Collected data:
[Start]
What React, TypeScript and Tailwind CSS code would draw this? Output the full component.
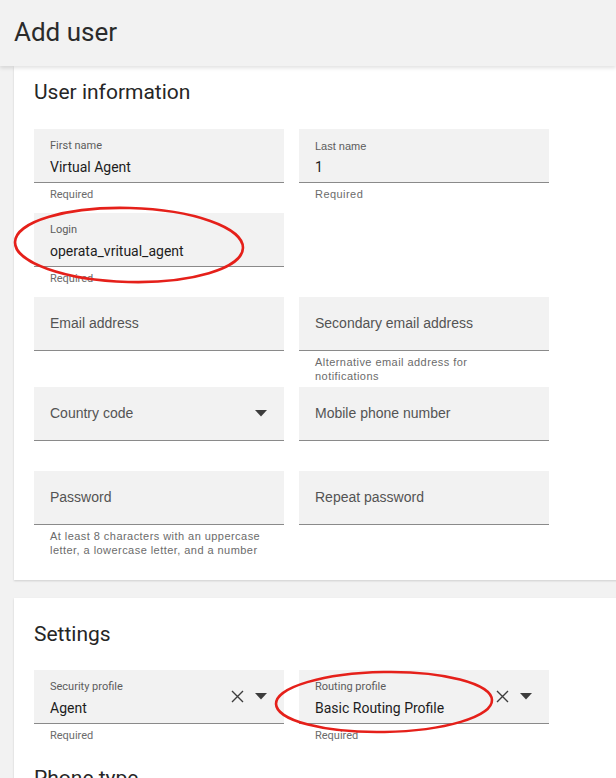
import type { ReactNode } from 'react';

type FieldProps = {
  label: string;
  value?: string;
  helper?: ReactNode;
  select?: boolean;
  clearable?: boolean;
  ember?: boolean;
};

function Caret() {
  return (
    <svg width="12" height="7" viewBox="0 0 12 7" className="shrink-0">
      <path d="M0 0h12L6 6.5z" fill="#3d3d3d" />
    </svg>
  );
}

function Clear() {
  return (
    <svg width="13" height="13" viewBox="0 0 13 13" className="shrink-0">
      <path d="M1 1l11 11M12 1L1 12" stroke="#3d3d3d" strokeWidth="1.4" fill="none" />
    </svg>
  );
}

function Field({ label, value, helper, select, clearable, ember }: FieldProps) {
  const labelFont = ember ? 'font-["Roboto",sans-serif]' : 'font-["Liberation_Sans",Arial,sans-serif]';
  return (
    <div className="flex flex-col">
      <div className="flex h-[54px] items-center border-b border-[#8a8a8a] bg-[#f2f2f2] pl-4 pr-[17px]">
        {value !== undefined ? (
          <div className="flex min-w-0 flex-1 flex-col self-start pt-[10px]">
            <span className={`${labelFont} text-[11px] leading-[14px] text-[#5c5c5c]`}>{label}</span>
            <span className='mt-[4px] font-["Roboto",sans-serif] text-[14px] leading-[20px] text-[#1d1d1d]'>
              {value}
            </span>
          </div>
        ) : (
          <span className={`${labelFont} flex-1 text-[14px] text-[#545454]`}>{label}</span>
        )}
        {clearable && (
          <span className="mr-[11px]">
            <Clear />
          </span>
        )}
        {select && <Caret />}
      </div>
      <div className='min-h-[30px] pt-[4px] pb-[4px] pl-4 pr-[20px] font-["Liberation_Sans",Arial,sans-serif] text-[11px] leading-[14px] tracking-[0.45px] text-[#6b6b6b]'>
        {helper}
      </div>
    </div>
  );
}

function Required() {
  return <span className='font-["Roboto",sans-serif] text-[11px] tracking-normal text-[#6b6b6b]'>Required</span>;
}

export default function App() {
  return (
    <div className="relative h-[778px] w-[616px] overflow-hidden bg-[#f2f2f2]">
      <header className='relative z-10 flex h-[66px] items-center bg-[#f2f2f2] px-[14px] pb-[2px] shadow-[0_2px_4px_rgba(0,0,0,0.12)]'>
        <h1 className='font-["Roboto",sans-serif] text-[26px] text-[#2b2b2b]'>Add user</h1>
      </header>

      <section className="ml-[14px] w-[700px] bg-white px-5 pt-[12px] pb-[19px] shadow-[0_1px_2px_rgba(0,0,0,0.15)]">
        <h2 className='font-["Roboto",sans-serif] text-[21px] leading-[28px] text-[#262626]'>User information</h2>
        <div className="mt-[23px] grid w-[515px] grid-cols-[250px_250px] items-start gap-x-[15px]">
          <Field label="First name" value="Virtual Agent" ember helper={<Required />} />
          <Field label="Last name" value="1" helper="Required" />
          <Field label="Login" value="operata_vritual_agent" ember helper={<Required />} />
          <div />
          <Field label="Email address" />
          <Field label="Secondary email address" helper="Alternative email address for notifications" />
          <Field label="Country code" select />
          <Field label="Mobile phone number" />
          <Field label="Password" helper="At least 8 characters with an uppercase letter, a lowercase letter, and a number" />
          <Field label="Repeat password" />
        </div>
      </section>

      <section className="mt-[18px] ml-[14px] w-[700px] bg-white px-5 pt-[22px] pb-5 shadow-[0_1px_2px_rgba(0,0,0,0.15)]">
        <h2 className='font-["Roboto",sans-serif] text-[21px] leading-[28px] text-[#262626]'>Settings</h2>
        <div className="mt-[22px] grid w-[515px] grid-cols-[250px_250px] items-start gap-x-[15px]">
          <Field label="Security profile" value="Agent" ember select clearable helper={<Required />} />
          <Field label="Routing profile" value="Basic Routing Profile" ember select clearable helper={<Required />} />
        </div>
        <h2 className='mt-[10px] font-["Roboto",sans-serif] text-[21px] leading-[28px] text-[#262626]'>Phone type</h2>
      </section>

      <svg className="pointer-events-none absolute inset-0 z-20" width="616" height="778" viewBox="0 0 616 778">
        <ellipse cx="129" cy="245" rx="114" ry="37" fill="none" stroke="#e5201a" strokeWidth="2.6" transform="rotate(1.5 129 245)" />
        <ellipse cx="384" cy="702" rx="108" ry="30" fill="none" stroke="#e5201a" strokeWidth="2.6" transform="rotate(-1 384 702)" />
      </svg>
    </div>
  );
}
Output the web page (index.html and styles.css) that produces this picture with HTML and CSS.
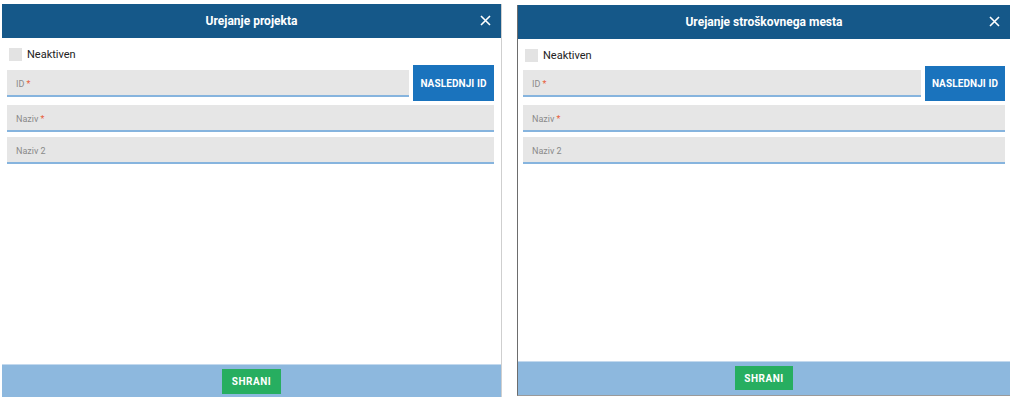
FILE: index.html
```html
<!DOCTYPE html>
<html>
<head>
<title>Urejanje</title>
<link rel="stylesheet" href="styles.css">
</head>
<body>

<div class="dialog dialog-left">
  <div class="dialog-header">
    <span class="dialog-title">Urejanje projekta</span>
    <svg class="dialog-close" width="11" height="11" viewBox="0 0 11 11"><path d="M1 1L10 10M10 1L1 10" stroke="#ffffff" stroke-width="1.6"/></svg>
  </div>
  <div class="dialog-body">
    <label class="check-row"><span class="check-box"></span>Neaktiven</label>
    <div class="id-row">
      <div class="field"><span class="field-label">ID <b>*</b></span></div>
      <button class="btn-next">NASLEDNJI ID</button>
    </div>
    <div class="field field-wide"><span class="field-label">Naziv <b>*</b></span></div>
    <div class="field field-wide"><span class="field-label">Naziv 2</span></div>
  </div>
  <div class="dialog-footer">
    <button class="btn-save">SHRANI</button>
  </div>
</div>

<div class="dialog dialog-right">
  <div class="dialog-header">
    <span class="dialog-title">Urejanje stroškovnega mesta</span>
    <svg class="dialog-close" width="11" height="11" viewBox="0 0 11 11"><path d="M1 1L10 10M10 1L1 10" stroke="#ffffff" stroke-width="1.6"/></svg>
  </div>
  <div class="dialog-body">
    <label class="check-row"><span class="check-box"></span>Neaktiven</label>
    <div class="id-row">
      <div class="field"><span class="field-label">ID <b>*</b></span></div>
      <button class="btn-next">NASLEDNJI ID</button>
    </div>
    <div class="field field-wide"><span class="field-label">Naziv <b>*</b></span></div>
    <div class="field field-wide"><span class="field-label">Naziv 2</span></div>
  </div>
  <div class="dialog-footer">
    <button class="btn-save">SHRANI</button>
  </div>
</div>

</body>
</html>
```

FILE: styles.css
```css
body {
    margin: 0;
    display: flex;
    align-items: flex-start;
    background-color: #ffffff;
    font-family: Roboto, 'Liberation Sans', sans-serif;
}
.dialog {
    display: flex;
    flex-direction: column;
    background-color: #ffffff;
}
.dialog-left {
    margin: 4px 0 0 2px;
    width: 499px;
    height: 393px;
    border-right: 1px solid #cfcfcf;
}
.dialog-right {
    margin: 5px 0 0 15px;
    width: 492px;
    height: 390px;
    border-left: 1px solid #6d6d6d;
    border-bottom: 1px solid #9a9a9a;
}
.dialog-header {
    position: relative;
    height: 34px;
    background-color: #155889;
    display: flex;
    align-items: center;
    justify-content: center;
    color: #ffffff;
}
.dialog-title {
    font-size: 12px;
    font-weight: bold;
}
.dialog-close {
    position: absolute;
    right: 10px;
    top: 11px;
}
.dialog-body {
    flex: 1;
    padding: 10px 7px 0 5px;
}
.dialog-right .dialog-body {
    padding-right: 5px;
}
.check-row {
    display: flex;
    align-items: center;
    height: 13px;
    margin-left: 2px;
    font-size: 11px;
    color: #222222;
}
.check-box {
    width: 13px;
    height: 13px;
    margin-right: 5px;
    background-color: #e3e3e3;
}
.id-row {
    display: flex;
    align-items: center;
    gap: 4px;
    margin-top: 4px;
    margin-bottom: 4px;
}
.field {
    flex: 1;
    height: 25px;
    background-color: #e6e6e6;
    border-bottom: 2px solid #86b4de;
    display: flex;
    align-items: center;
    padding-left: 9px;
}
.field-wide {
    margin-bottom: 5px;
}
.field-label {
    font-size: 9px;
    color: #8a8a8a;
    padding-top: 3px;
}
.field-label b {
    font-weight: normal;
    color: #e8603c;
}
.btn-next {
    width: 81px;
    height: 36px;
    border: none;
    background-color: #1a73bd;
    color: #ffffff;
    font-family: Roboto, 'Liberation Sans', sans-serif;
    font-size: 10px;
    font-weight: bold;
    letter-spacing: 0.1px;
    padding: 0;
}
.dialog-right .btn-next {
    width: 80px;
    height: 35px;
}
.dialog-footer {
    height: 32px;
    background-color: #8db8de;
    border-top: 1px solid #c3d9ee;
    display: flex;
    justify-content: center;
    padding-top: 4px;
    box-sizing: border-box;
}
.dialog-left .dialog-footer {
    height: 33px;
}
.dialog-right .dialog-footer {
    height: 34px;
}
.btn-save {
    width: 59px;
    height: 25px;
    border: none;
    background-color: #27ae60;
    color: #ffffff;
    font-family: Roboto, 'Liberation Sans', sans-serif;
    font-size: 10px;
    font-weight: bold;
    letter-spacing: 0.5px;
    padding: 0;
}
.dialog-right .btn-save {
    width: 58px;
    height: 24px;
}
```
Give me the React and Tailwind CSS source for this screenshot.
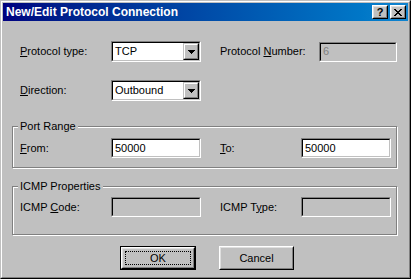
[End]
§ **Problem**: Your answer should be a single number: the count of lines in these records that hold the string "code".

§ **Output of the exercise**: 2